Under Attack: Free Speech on Campus
By Justin M. Park

Can anyone explain the sudden free speech frenzy at America’s colleges and universities? At the University of Colorado at Boulder, a radical professor’s scholarship and ethnicity is the subject of an official review. Yale fired an anarchist professor and refuses to explain why. Some conservatives are calling for an end to tenure and others want to use the legislature to write codes of conduct for professors and their students. Are these items part of a conservative thrust to squelch dissent on campus? Answer and explain your reasoning in 500 words or less.

A question like that could get a professor chalked up on a conservative campus watch list like the one maintained by Students for Academic Freedom for being politically charged and trying to inculcate students with a singular point of view.
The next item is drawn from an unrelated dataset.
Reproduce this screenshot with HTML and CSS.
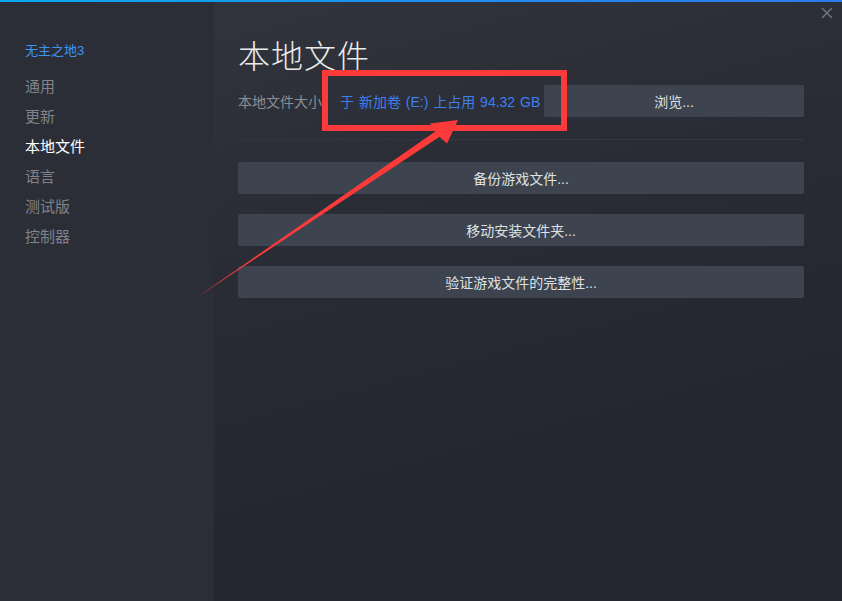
FILE: index.html
```html
<!DOCTYPE html>
<html lang="zh-CN">
<head>
<meta charset="utf-8">
<title>本地文件</title>
<link rel="stylesheet" href="styles.css">
</head>
<body>
<div class="app">
  <div class="topline"></div>
  <div class="window">
    <nav class="sidebar">
      <div class="game">无主之地3</div>
      <ul class="menu">
        <li>通用</li>
        <li>更新</li>
        <li class="active">本地文件</li>
        <li>语言</li>
        <li>测试版</li>
        <li>控制器</li>
      </ul>
    </nav>
    <main class="content">
      <h1 class="title">本地文件</h1>
      <div class="size-row">
        <div class="size-text"><span class="label">本地文件大小：</span><span class="value">于 新加卷 (E:) 上占用 94.32 GB</span></div>
        <button class="btn browse">浏览...</button>
      </div>
      <div class="sep"></div>
      <div class="actions">
        <button class="btn">备份游戏文件...</button>
        <button class="btn">移动安装文件夹...</button>
        <button class="btn">验证游戏文件的完整性...</button>
      </div>
    </main>
  </div>
  <div class="close">
    <svg width="12" height="12" viewBox="0 0 12 12"><path d="M1 1 L11 11 M11 1 L1 11" stroke="#68737d" stroke-width="1.6" fill="none"/></svg>
  </div>
  <svg class="annot" width="842" height="601" viewBox="0 0 842 601">
    <rect x="325" y="73" width="239" height="55" fill="none" stroke="#fd3a3a" stroke-width="6"/>
    <polygon points="196,298 435.5,131.2 430,123.5 458,120 447,143.5 439.5,136.8" fill="#fd3a3a"/>
  </svg>
</div>
</body>
</html>
```

FILE: styles.css
```css
* { box-sizing: border-box; }
html, body { margin: 0; padding: 0; }
body {
  width: 842px;
  height: 601px;
  overflow: hidden;
  background: #24272f;
  font-family: "Liberation Sans", "Noto Sans CJK SC", sans-serif;
}
.app {
  position: relative;
  width: 842px;
  height: 601px;
  display: flex;
  flex-direction: column;
}
.topline {
  height: 2px;
  flex: none;
  background: linear-gradient(to right, #0aa9ee, #2f78f0);
}
.window {
  flex: 1;
  display: flex;
}
.sidebar {
  width: 214px;
  flex: none;
  background: #2b2e37;
  padding: 39px 0 0 25px;
}
.game {
  font-size: 13px;
  line-height: 20px;
  color: #3f94f2;
}
.menu {
  list-style: none;
  margin: 11px 0 0;
  padding: 0;
}
.menu li {
  font-size: 15px;
  line-height: 30px;
  color: #80838a;
}
.menu li.active { color: #ffffff; }
.content {
  flex: 1;
  background: linear-gradient(165deg, #31343c 0%, #292c34 35%, #24272f 70%);
  padding: 32px 38px 0 24px;
  display: flex;
  flex-direction: column;
}
.title {
  margin: 0;
  font-family: "Noto Sans CJK SC", sans-serif;
  font-weight: 300;
  font-size: 32px;
  line-height: 40px;
  color: #ebebeb;
  letter-spacing: 1px;
}
.size-row {
  margin-top: 11px;
  display: flex;
  align-items: center;
  height: 32px;
}
.size-text {
  flex: 1;
  font-size: 14px;
  white-space: nowrap;
  overflow: hidden;
}
.label { color: #8b8e95; }
.value { color: #3d7ff0; margin-left: 4px; word-spacing: 1px; }
.btn {
  display: block;
  border: none;
  border-radius: 2px;
  background: #3d4450;
  color: #dfe1e3;
  font-family: "Liberation Sans", "Noto Sans CJK SC", sans-serif;
  font-size: 14px;
  height: 32px;
  padding: 0;
  text-align: center;
  width: 100%;
}
.browse {
  width: 260px;
  flex: none;
}
.sep {
  margin-top: 22px;
  height: 1px;
  background: #33363e;
}
.actions {
  margin-top: 22px;
  display: flex;
  flex-direction: column;
  gap: 20px;
}
.close {
  position: absolute;
  top: 7px;
  right: 9px;
  width: 12px;
  height: 12px;
  line-height: 0;
}
.annot {
  position: absolute;
  left: 0;
  top: 0;
  pointer-events: none;
}
```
After appearing on the web, the professor’s transgression might be picked up by a local newspaper, then local television and radio, maybe even make its way to Fox News or CNN. Given the right amount of media attention, the pressure on the university could result in a committee review by the school and possibly termination, despite the fact that she has tenure. As ludicrous as that chain of events sounds, a similar timeline recently brought UC-Boulder ethnic studies professor Ward Churchill into the national spotlight and under review by his school.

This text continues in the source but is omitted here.